I do not know because the clock has reset to 1 minute.

I did not use all my other time so I might take 30 seconds.

Where are we going with this? There is a crisis. Cross-departmental work is going on and the Minister of State said that gender-balanced committees have been set up to deal with this issue, but in the meantime the list is growing to 5,322 nationally, which is an underestimate. What is the short-term solution? Can we make an exception in the short term and then look at a longer term solution? Where are we going with it?

When we undertake the labour market analysis, we try to look at short-term solutions in addition to long-term trends. The permits operation should not be seen as a long-term solution. It is an absolutely temporary one, which we have used to respond to many sectors over the past year. The Minister of State at the Department of Health, Deputy Butler, is leading this and trying to put a strategy in place to deal with this matter. We will work very closely with her on that.
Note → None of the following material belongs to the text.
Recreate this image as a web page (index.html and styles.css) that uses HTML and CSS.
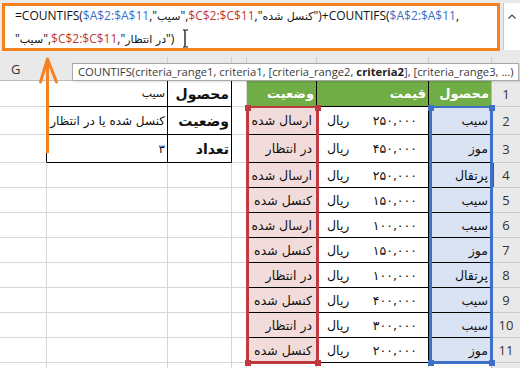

To focus on what the Deputy asked, and to be very clear, home carers are not on the critical list. At present, they are on the ineligible occupations list. If we are to change that, it has to be based on evidence that shows we need to change and facilitate the permit process to bring in people from abroad, outside the EEA, to allow them to work in this sector. The evidence is not proving that at present. A very clear process is set down. We have a consultation twice a year during which we go out to everyone for submissions, including all the various sectors that would have seen changes over the past year, to produce the evidence to back it up. We have engaged the Department of Social Protection, which can provide evidence at present that there is an interest at job fairs and through other recruitment processes that shows us people could be found closer to where workers are needed. It might not necessarily be to do with that, but at present there is a big ask of us to change this system. We will only do that based on very clear evidence.